Which is safer: flying, or driving? Rationally speaking, it’s no contest. Commercial air travel in the United States is incredibly risk-free. In 2008, the U. S. fatality rate was less than 1 per billion passenger trips. In comparison, America’s roads are a veritable slaughterfest, prematurely ending some 50,000 lives every year.
Unfortunately, people don’t make decisions based on pure reason. To the brain’s subconscious fear centers, flying looks like a very bad bet indeed. Trapped in a narrow metal tube, dangling at precipitous heights with no apparent mechanism to keep us there — it’s no wonder that 20 percent of the public suffers from fear of flying.
So here’s the paradox. If we allow our emotion of fear to overcome our rational decision-making, we actually put ourselves at a vastly greater risk of having those fears come true.
In 2005, Garrick Blalock and two colleagues attempted to measure this effect. In a paper entitled “The Impact of 9/11 on Road Fatalities: The Other Lives Lost to Terrorism,” they focused on the time period when a spooked public, suddenly (but temporarily) extra aversive to air travel, took to the roads instead. Blalock and his co-authors estimated that by actually increasing their exposure to fatal crashes, Americans wound up suffering 1200 extra fatalities — more, the authors pointed out, than died in the 9-11 air crashes themselves.

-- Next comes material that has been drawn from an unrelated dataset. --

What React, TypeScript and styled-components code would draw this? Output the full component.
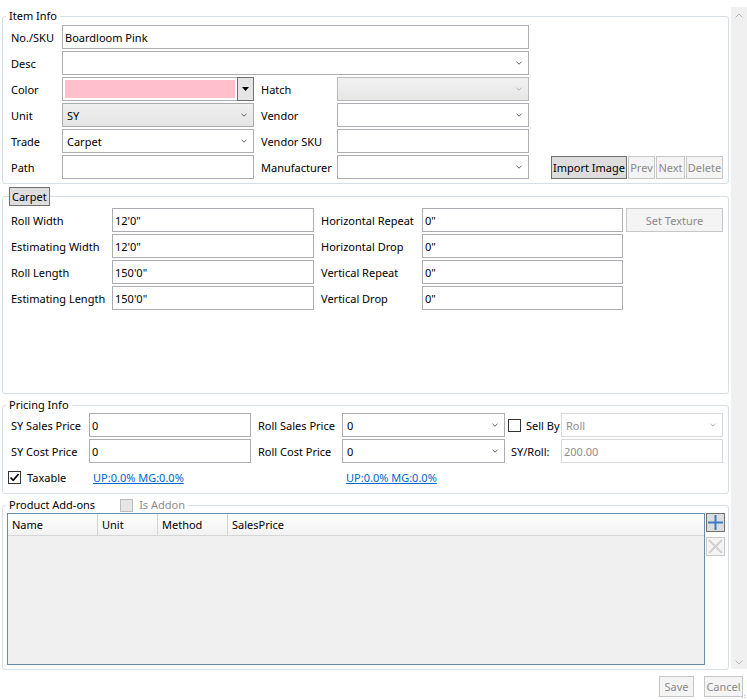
import React from 'react'
import styled, { createGlobalStyle, css } from 'styled-components'

const GlobalStyle = createGlobalStyle`
  * { box-sizing: border-box; }
  html, body { margin: 0; padding: 0; background: #fff; }
  body {
    font-family: "Noto Sans", "Liberation Sans", sans-serif;
    font-size: 11px;
    color: #000;
  }
`

const Window = styled.div`
  position: relative;
  width: 747px;
  height: 700px;
  display: flex;
  flex-direction: column;
  overflow: hidden;
`

const Body = styled.div`
  display: flex;
  height: 670px;
`

const Content = styled.div`
  width: 731px;
  padding: 0 2px;
  display: flex;
  flex-direction: column;
`

const ScrollTrack = styled.div`
  width: 16px;
  height: 662px;
  margin-top: 7px;
  padding: 6px 0 4px;
  background: #f0f0f0;
  display: flex;
  flex-direction: column;
  justify-content: space-between;
  align-items: center;
`

const GroupBox = styled.fieldset<{ $top: number; $pad: string }>`
  margin: ${p => p.$top}px 0 0;
  padding: ${p => p.$pad};
  min-width: 0;
  border: 1px solid #d5dfe5;
  border-radius: 3px;
`

const Legend = styled.legend<{ $offset: number; $pad?: string }>`
  display: flex;
  align-items: center;
  margin-left: ${p => p.$offset}px;
  padding: ${p => p.$pad ?? '0 3px'};
  line-height: 16px;
`

const TabHeader = styled.span`
  display: block;
  height: 19px;
  line-height: 17px;
  padding: 0 2px;
  border: 1px solid #707070;
  background: #dddddd;
`

const FormGrid = styled.div<{ $cols: string }>`
  display: grid;
  grid-template-columns: ${p => p.$cols};
  grid-auto-rows: 24px;
  row-gap: 2px;
`

const FieldLabel = styled.label<{ $indent?: number }>`
  display: flex;
  align-items: center;
  padding-left: ${p => p.$indent ?? 0}px;
  white-space: nowrap;
`

const TextField = styled.input<{ $span?: number; $disabled?: boolean }>`
  grid-column: span ${p => p.$span ?? 1};
  width: 100%;
  height: 24px;
  margin: 0;
  padding: 0 2px;
  font: inherit;
  color: #000;
  background: #fff;
  border: 1px solid #abadb3;
  outline: none;
  ${p =>
    p.$disabled &&
    css`
      color: #8d8d8d;
      border-color: #d9d9d9;
    `}
`

type ComboVariant = 'white' | 'grey' | 'greyDisabled' | 'disabled'

const ComboBox = styled.div<{ $variant?: ComboVariant; $span?: number }>`
  grid-column: span ${p => p.$span ?? 1};
  height: 24px;
  display: flex;
  align-items: center;
  justify-content: space-between;
  padding: 0 6px 0 4px;
  border: 1px solid #abadb3;
  background: #fff;
  color: #000;
  ${p =>
    p.$variant === 'grey' &&
    css`
      border-color: #acacac;
      background: linear-gradient(#f0f0f0, #e5e5e5);
    `}
  ${p =>
    p.$variant === 'greyDisabled' &&
    css`
      border-color: #b9b9b9;
      background: linear-gradient(#f2f2f2, #e6e6e6);
      color: #8d8d8d;
    `}
  ${p =>
    p.$variant === 'disabled' &&
    css`
      border-color: #d9d9d9;
      color: #8d8d8d;
    `}
`

const ChevronMark = styled.svg<{ $light?: boolean }>`
  width: 6px;
  height: 4px;
  flex: none;
  stroke: ${p => (p.$light ? '#b0b0b0' : '#606060')};
`

const Chevron = ({ light }: { light?: boolean }) => (
  <ChevronMark $light={light} viewBox="0 0 6 4" fill="none" strokeWidth="1">
    <path d="M0.5 0.8 L3 3.2 L5.5 0.8" />
  </ChevronMark>
)

const ScrollArrow = styled.svg`
  width: 8px;
  height: 5px;
  stroke: #b4b4b4;
`

const ColorPicker = styled.div`
  display: flex;
  height: 24px;
`

const Swatch = styled.div<{ $color: string }>`
  flex: 1;
  padding: 2px;
  border: 1px solid #abadb3;
  border-right: none;
  &::before {
    content: '';
    display: block;
    height: 100%;
    background: ${p => p.$color};
  }
`

const DropButton = styled.div`
  width: 17px;
  border: 1px solid #707070;
  background: #e5e5e5;
  display: flex;
  align-items: center;
  justify-content: center;
`

const ButtonBar = styled.div`
  display: flex;
  justify-content: flex-end;
  align-items: flex-end;
  gap: 1px;
`

const Button = styled.button<{ $w: number; $h?: number; $active?: boolean }>`
  width: ${p => p.$w}px;
  height: ${p => p.$h ?? 23}px;
  margin: 0;
  padding: 0;
  font: inherit;
  white-space: nowrap;
  border: 1px solid #c7c7c7;
  background: #f4f4f4;
  color: #8a8a8a;
  ${p =>
    p.$active &&
    css`
      border-color: #707070;
      background: #dddddd;
      color: #000;
    `}
`

const CellEnd = styled.div`
  display: flex;
  justify-content: flex-end;
`

const CheckLabel = styled.label<{ $shift?: number; $gap: number; $muted?: boolean }>`
  display: flex;
  align-items: center;
  gap: ${p => p.$gap}px;
  margin-left: ${p => p.$shift ?? 0}px;
  white-space: nowrap;
  color: ${p => (p.$muted ? '#8d8d8d' : '#000')};
`

const CheckBox = styled.span<{ $disabled?: boolean }>`
  width: 13px;
  height: 13px;
  flex: none;
  display: flex;
  align-items: center;
  justify-content: center;
  border: 1px solid ${p => (p.$disabled ? '#bcbcbc' : '#333333')};
  background: ${p => (p.$disabled ? '#e6e6e6' : '#fff')};
`

const LinkCell = styled.div<{ $indent: number }>`
  display: flex;
  align-items: center;
  padding-left: ${p => p.$indent}px;
`

const Link = styled.a`
  color: #0066cc;
  text-decoration: underline;
  cursor: pointer;
`

const AddonsBody = styled.div`
  display: flex;
  gap: 1px;
  height: 152px;
`

const DataGrid = styled.div`
  flex: 1;
  display: flex;
  flex-direction: column;
  border: 1px solid #688caf;
  background: #f0f0f0;
`

const HeaderRow = styled.div`
  display: flex;
  height: 22px;
  background: linear-gradient(#ffffff, #f2f2f2);
  border-bottom: 1px solid #d5d5d5;
`

const HeaderCell = styled.div<{ $w?: number }>`
  display: flex;
  align-items: center;
  padding-left: 4px;
  ${p =>
    p.$w
      ? css`
          width: ${p.$w}px;
          border-right: 1px solid #d5d5d5;
        `
      : css`
          flex: 1;
        `}
`

const SideButtons = styled.div`
  display: flex;
  flex-direction: column;
  gap: 5px;
`

const IconButton = styled.button<{ $active?: boolean }>`
  width: 19px;
  height: 19px;
  margin: 0;
  padding: 0;
  display: flex;
  align-items: center;
  justify-content: center;
  border: 1px solid ${p => (p.$active ? '#707070' : '#c7c7c7')};
  background: ${p => (p.$active ? '#dddddd' : '#f4f4f4')};
`

const Footer = styled.div`
  display: flex;
  justify-content: flex-end;
  align-items: flex-start;
  gap: 10px;
  height: 30px;
  padding: 6px 4px 0 0;
`

const Grip = styled.svg`
  position: absolute;
  right: 1px;
  bottom: 1px;
  width: 4px;
  height: 4px;
  fill: #b8b8b8;
`

const CheckMark = () => (
  <svg width="11" height="11" viewBox="0 0 11 11" fill="none" stroke="#000" strokeWidth="1.7">
    <path d="M1.5 5.5 L4.2 8.3 L9.6 2" />
  </svg>
)

export default function App() {
  return (
    <Window>
      <GlobalStyle />
      <Body>
        <Content>
          <GroupBox $top={8} $pad="1px 5px 4px 8px">
            <Legend $offset={-5}>Item Info</Legend>
            <FormGrid $cols="51px 192px 83px 192px 1fr">
              <FieldLabel>No./SKU</FieldLabel>
              <TextField $span={3} defaultValue="Boardloom Pink" />
              <span />

              <FieldLabel>Desc</FieldLabel>
              <ComboBox $span={3}>
                <span />
                <Chevron />
              </ComboBox>
              <span />

              <FieldLabel>Color</FieldLabel>
              <ColorPicker>
                <Swatch $color="#ffc0cb" />
                <DropButton>
                  <svg width="7" height="4" viewBox="0 0 7 4">
                    <path d="M0 0 H7 L3.5 4 Z" fill="#000" />
                  </svg>
                </DropButton>
              </ColorPicker>
              <FieldLabel $indent={7}>Hatch</FieldLabel>
              <ComboBox $variant="greyDisabled">
                <span />
                <Chevron light />
              </ComboBox>
              <span />

              <FieldLabel>Unit</FieldLabel>
              <ComboBox $variant="grey">
                <span>SY</span>
                <Chevron />
              </ComboBox>
              <FieldLabel $indent={7}>Vendor</FieldLabel>
              <ComboBox>
                <span />
                <Chevron />
              </ComboBox>
              <span />

              <FieldLabel>Trade</FieldLabel>
              <ComboBox>
                <span>Carpet</span>
                <Chevron />
              </ComboBox>
              <FieldLabel $indent={7}>Vendor SKU</FieldLabel>
              <TextField />
              <span />

              <FieldLabel>Path</FieldLabel>
              <TextField />
              <FieldLabel $indent={7}>Manufacturer</FieldLabel>
              <ComboBox>
                <span />
                <Chevron />
              </ComboBox>
              <ButtonBar>
                <Button $w={76} $active>
                  Import Image
                </Button>
                <Button $w={27} disabled>
                  Prev
                </Button>
                <Button $w={29} disabled>
                  Next
                </Button>
                <Button $w={37} disabled>
                  Delete
                </Button>
              </ButtonBar>
            </FormGrid>
          </GroupBox>

          <GroupBox $top={3} $pad="2px 5px 83px 8px">
            <Legend $offset={-2} $pad="0">
              <TabHeader>Carpet</TabHeader>
            </Legend>
            <FormGrid $cols="101px 202px 108px 201px 1fr">
              <FieldLabel>Roll Width</FieldLabel>
              <TextField defaultValue={`12'0"`} />
              <FieldLabel $indent={7}>Horizontal Repeat</FieldLabel>
              <TextField defaultValue={`0"`} />
              <CellEnd>
                <Button $w={97} $h={24} disabled>
                  Set Texture
                </Button>
              </CellEnd>

              <FieldLabel>Estimating Width</FieldLabel>
              <TextField defaultValue={`12'0"`} />
              <FieldLabel $indent={7}>Horizontal Drop</FieldLabel>
              <TextField defaultValue={`0"`} />
              <span />

              <FieldLabel>Roll Length</FieldLabel>
              <TextField defaultValue={`150'0"`} />
              <FieldLabel $indent={7}>Vertical Repeat</FieldLabel>
              <TextField defaultValue={`0"`} />
              <span />

              <FieldLabel>Estimating Length</FieldLabel>
              <TextField defaultValue={`150'0"`} />
              <FieldLabel $indent={7}>Vertical Drop</FieldLabel>
              <TextField defaultValue={`0"`} />
              <span />
            </FormGrid>
          </GroupBox>

          <GroupBox $top={3} $pad="0 5px 4px 8px">
            <Legend $offset={-5}>Pricing Info</Legend>
            <FormGrid $cols="78px 162px 91px 163px 56px 162px">
              <FieldLabel>SY Sales Price</FieldLabel>
              <TextField defaultValue="0" />
              <FieldLabel $indent={7}>Roll Sales Price</FieldLabel>
              <ComboBox>
                <span>0</span>
                <Chevron />
              </ComboBox>
              <CheckLabel $shift={3} $gap={5}>
                <CheckBox />
                Sell By
              </CheckLabel>
              <ComboBox $variant="disabled">
                <span>Roll</span>
                <Chevron light />
              </ComboBox>

              <FieldLabel>SY Cost Price</FieldLabel>
              <TextField defaultValue="0" />
              <FieldLabel $indent={7}>Roll Cost Price</FieldLabel>
              <ComboBox>
                <span>0</span>
                <Chevron />
              </ComboBox>
              <FieldLabel $indent={6}>SY/Roll:</FieldLabel>
              <TextField $disabled defaultValue="200.00" />

              <CheckLabel $shift={-3} $gap={6}>
                <CheckBox>
                  <CheckMark />
                </CheckBox>
                Taxable
              </CheckLabel>
              <LinkCell $indent={4}>
                <Link>UP:0.0% MG:0.0%</Link>
              </LinkCell>
              <span />
              <LinkCell $indent={4}>
                <Link>UP:0.0% MG:0.0%</Link>
              </LinkCell>
            </FormGrid>
          </GroupBox>

          <GroupBox $top={3} $pad="0 3px 4px 4px">
            <Legend $offset={-1}>
              Product Add-ons
              <CheckLabel $shift={25} $gap={6} $muted>
                <CheckBox $disabled />
                Is Addon
              </CheckLabel>
            </Legend>
            <AddonsBody>
              <DataGrid>
                <HeaderRow>
                  <HeaderCell $w={90}>Name</HeaderCell>
                  <HeaderCell $w={60}>Unit</HeaderCell>
                  <HeaderCell $w={70}>Method</HeaderCell>
                  <HeaderCell>SalesPrice</HeaderCell>
                </HeaderRow>
              </DataGrid>
              <SideButtons>
                <IconButton $active>
                  <svg width="15" height="15" viewBox="0 0 15 15" stroke="#3b7cc6" strokeWidth="2">
                    <path d="M7.5 0 V15 M0 7.5 H15" />
                  </svg>
                </IconButton>
                <IconButton disabled>
                  <svg width="15" height="15" viewBox="0 0 15 15" stroke="#cfcfcf" strokeWidth="2">
                    <path d="M1 1 L14 14 M14 1 L1 14" />
                  </svg>
                </IconButton>
              </SideButtons>
            </AddonsBody>
          </GroupBox>
        </Content>
        <ScrollTrack>
          <ScrollArrow viewBox="0 0 8 5" fill="none">
            <path d="M0.5 4.5 L4 1 L7.5 4.5" />
          </ScrollArrow>
          <ScrollArrow viewBox="0 0 8 5" fill="none">
            <path d="M0.5 0.5 L4 4 L7.5 0.5" />
          </ScrollArrow>
        </ScrollTrack>
      </Body>
      <Footer>
        <Button $w={35} $h={21} disabled>
          Save
        </Button>
        <Button $w={39} $h={21} disabled>
          Cancel
        </Button>
      </Footer>
      <Grip viewBox="0 0 4 4">
        <rect x="2" y="2" width="1" height="1" />
        <rect x="0" y="2" width="1" height="1" />
        <rect x="2" y="0" width="1" height="1" />
      </Grip>
    </Window>
  )
}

This paradoxical dynamic poses a challenge for safety officials. Making the public too aware of potential danger can ironically drive them to far more dangerous behaviors. And enacting safety measures can also put them at increased risk. One of the reasons that parents are not required to strap infants into car seats on airline flights, for example, is that the expense of the additional seat would cause many of them to drive to their destination instead, with the projected loss of more children’s lives.

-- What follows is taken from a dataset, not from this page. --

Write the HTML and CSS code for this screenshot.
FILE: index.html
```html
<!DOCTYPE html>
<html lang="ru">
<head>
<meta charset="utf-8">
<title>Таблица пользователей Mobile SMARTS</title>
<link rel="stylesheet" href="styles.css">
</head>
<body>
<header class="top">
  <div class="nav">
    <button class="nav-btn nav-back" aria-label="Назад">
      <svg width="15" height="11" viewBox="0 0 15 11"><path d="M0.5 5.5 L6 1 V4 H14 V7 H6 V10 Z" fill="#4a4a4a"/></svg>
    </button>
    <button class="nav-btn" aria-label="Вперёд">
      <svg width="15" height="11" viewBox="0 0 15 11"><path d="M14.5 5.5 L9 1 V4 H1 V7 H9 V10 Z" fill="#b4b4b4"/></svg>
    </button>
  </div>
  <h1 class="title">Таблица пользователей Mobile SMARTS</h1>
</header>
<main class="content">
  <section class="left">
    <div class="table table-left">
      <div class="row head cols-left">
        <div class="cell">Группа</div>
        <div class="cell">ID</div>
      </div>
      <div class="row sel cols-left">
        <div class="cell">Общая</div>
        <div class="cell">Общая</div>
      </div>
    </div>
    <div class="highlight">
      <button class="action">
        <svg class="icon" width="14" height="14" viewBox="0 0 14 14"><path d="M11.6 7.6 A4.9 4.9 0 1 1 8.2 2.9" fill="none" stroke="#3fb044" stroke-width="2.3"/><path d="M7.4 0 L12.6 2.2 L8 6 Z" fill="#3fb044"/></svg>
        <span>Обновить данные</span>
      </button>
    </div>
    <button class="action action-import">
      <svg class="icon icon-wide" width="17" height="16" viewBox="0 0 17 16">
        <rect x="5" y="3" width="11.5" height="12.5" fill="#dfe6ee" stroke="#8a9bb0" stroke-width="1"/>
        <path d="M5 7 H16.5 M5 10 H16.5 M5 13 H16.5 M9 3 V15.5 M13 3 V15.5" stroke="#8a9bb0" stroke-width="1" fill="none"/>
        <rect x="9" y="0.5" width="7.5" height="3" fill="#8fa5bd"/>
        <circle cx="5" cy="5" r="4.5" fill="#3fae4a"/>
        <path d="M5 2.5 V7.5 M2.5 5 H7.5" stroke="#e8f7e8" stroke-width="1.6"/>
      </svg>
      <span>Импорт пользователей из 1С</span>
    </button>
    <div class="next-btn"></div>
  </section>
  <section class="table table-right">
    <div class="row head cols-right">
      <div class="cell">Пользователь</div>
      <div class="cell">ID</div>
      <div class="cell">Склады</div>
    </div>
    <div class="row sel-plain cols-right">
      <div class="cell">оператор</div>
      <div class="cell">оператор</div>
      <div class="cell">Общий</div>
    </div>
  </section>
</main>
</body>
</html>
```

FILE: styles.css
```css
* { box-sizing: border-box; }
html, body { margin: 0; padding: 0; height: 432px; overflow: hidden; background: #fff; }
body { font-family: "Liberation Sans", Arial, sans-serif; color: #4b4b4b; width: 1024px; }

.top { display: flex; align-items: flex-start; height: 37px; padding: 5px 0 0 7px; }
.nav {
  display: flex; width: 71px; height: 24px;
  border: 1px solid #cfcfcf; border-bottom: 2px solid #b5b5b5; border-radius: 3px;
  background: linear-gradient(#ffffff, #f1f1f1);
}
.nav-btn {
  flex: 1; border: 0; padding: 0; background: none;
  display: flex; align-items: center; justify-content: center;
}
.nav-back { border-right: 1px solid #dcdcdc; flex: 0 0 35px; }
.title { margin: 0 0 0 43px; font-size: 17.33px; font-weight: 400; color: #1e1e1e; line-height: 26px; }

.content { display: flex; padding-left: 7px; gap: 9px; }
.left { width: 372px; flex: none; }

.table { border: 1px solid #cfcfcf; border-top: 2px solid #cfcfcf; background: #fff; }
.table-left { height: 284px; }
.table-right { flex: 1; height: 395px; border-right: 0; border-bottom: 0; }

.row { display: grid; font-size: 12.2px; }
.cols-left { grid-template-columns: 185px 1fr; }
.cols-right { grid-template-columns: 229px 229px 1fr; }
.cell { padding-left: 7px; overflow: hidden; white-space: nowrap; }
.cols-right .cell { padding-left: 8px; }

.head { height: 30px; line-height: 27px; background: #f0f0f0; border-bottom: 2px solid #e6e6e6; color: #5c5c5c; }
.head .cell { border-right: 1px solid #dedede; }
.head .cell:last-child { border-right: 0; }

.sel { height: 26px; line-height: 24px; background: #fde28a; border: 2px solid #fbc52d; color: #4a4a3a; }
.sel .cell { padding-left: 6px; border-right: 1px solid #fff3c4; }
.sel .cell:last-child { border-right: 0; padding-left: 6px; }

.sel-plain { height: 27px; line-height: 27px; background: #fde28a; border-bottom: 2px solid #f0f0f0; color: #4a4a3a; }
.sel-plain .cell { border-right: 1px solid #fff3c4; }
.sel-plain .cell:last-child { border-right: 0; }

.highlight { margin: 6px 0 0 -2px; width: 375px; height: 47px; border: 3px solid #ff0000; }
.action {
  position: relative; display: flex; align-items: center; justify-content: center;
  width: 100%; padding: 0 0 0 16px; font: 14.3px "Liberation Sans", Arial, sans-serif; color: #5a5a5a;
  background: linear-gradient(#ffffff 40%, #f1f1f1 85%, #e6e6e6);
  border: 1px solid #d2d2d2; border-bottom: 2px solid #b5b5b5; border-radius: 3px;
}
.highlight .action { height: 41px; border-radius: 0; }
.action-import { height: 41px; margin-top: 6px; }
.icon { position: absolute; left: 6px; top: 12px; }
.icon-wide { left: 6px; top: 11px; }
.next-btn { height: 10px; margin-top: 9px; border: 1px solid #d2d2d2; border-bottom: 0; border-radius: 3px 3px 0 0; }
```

In 1996, a TWA flight from New York to Paris exploded in mid-air off the coast of Long Island, killing all 230 aboard. Just about everyone, including the government, assumed that terrorism was to blame (it wasn’t; much later, the cause was traced to a faulty fuel tank). In reaction, the Clinton administration implemented a spate of new airport security measures that cost billions of dollars to implement. In an article published the following year, Robert W. Hahn estimated that the added inconvenience and expense probably resulted in the loss of extra 60 lives in road accidents.

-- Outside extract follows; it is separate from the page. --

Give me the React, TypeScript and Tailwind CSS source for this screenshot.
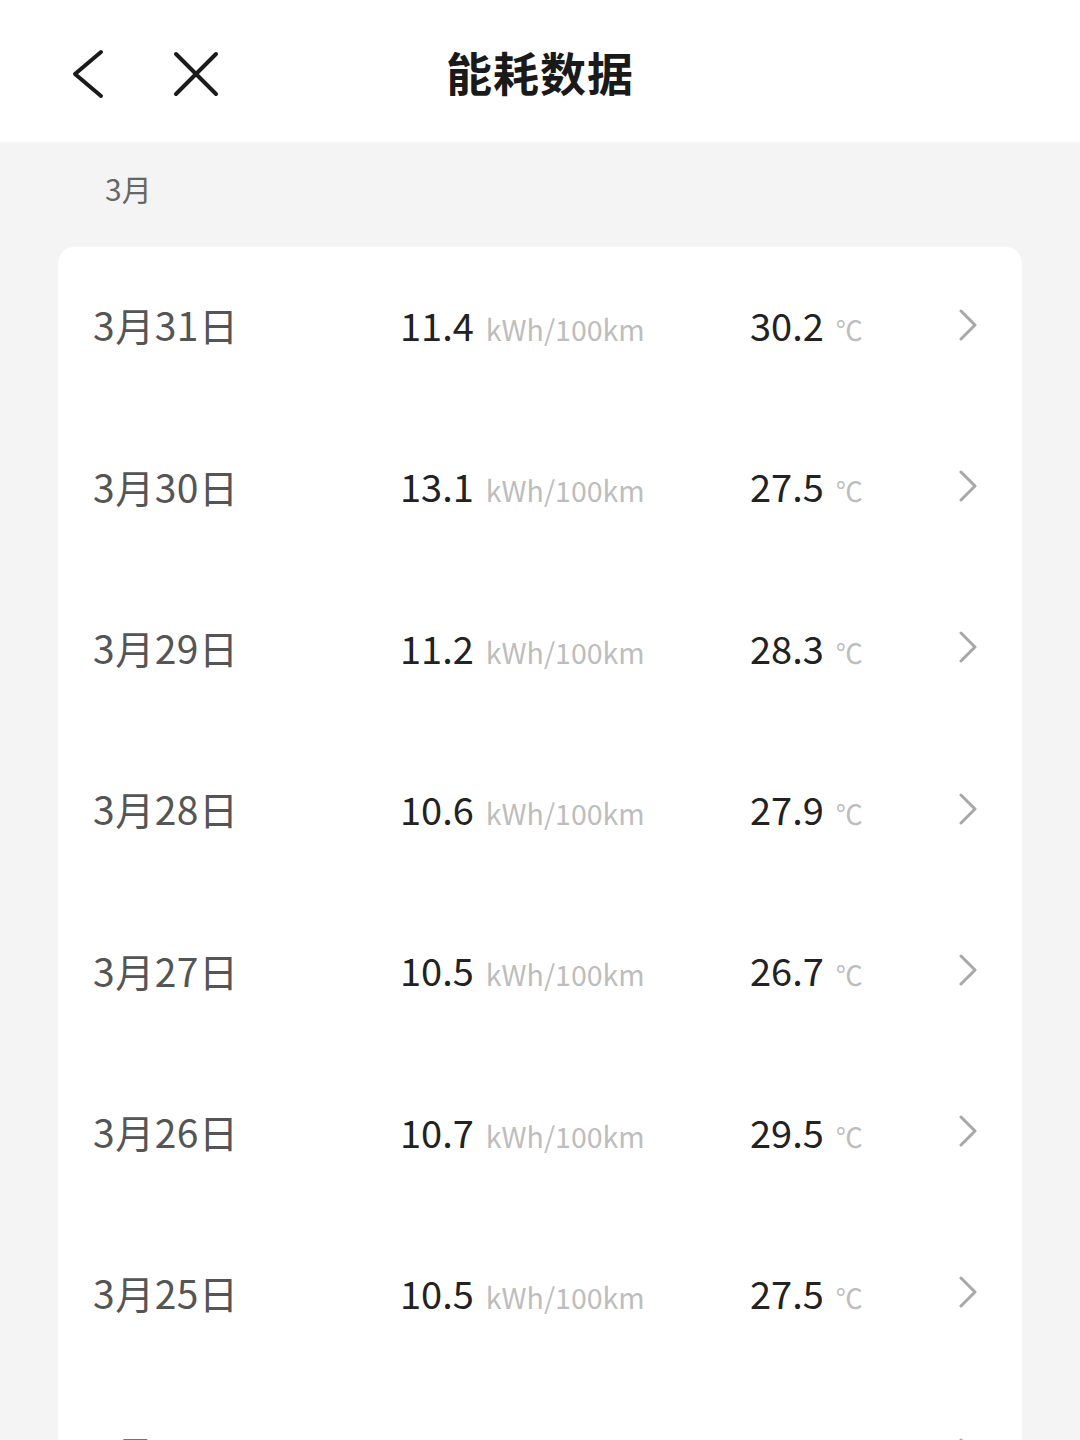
const rows = [
  { date: "3月31日", value: "11.4", temp: "30.2" },
  { date: "3月30日", value: "13.1", temp: "27.5" },
  { date: "3月29日", value: "11.2", temp: "28.3" },
  { date: "3月28日", value: "10.6", temp: "27.9" },
  { date: "3月27日", value: "10.5", temp: "26.7" },
  { date: "3月26日", value: "10.7", temp: "29.5" },
  { date: "3月25日", value: "10.5", temp: "27.5" },
  { date: "3月24日", value: "10.9", temp: "28.1" },
];

const font = { fontFamily: '"Noto Sans CJK SC", "Noto Sans", sans-serif' };

const App = () => {
  return (
    <div className="h-[1440px] overflow-hidden bg-[#f4f4f4]" style={font}>
      {/* Header */}
      <header className="relative h-[142px] bg-white flex items-center">
        <div className="flex items-center pl-[70px] pt-[6px] gap-[66px]">
          <svg width="36" height="50" viewBox="0 0 36 50" fill="none" stroke="#1a1a1a" strokeWidth="4" strokeLinecap="round" strokeLinejoin="round">
            <path d="M31 3 L5 25 L31 47" />
          </svg>
          <svg width="48" height="48" viewBox="0 0 48 48" fill="none" stroke="#1a1a1a" strokeWidth="4" strokeLinecap="round">
            <path d="M4 4 L44 44 M44 4 L4 44" />
          </svg>
        </div>
        <h1 className="absolute left-1/2 -translate-x-1/2 text-[46px] font-bold text-[#1a1a1a] tracking-[1px]">
          能耗数据
        </h1>
      </header>

      {/* Month label */}
      <div className="h-[105px] pl-[105px] pt-[24px] text-[30px] text-[#666]">3月</div>

      {/* List card */}
      <div className="mx-[58px] bg-white rounded-[16px]">
        {rows.map((row, index) => (
          <div key={index} className="h-[161.3px] flex items-center pl-[35px] pr-[44px] pb-[6px]">
            <div className="w-[307px] text-[39px] tracking-[0.5px] text-[#555]">{row.date}</div>
            <div className="w-[350px] flex items-baseline gap-[12px]">
              <span className="text-[38px] text-[#222]">{row.value}</span>
              <span className="text-[28.5px] text-[#bdbdbd]">kWh/100km</span>
            </div>
            <div className="flex-1 flex items-baseline gap-[12px]">
              <span className="text-[38px] text-[#222]">{row.temp}</span>
              <span className="text-[27px] text-[#bdbdbd]">℃</span>
            </div>
            <svg width="20" height="32" viewBox="0 0 20 32" fill="none" stroke="#a8a8a8" strokeWidth="3" strokeLinecap="round" strokeLinejoin="round">
              <path d="M3 2 L17 16 L3 30" />
            </svg>
          </div>
        ))}
      </div>
    </div>
  );
};

export default App;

The ironies were manifold. Terrorism, as noted, wasn’t the cause of the TWA 800 crash at all. Nor did the enhanced measures proved effective, anyway, when a real terror plot unfolded five years later in the skies over New York, Virginia and Pennsylvania.
Today, we find ourselves in a lamentable state of deja vu. This time, a would-be bomber with explosives in his underwear has spurred the government to mandate an abrupt and massive increase in security measures — all enacted without prior assessment of their potential effectiveness at countering the prospective threat, let alone with an eye toward the fatalities that will certainly ensue as discouraged air travelers take to the road. And so, a plea to America’s aviation officials: for the safety of the traveling public as a whole, please don’t subject us to excessive inconvenience and unnecessary expense. Saving lives means keeping Americans flying.
Great post. I agree with that.
I think logic should be able to handle people’s. fear of flying. There are like thousands of flight happens everyday and it’s not like we heard about plane crash every month or so.
I agree, however, if the government did not respond with heightened security, the public would surely be in outrage due to the lack of responsiveness to the threat. “We just lost a plane to a bomb, but we aren’t doing anything about it…” simply isn’t enough in the public’s eyes. This in itself would decrease the volume of would-be flyers.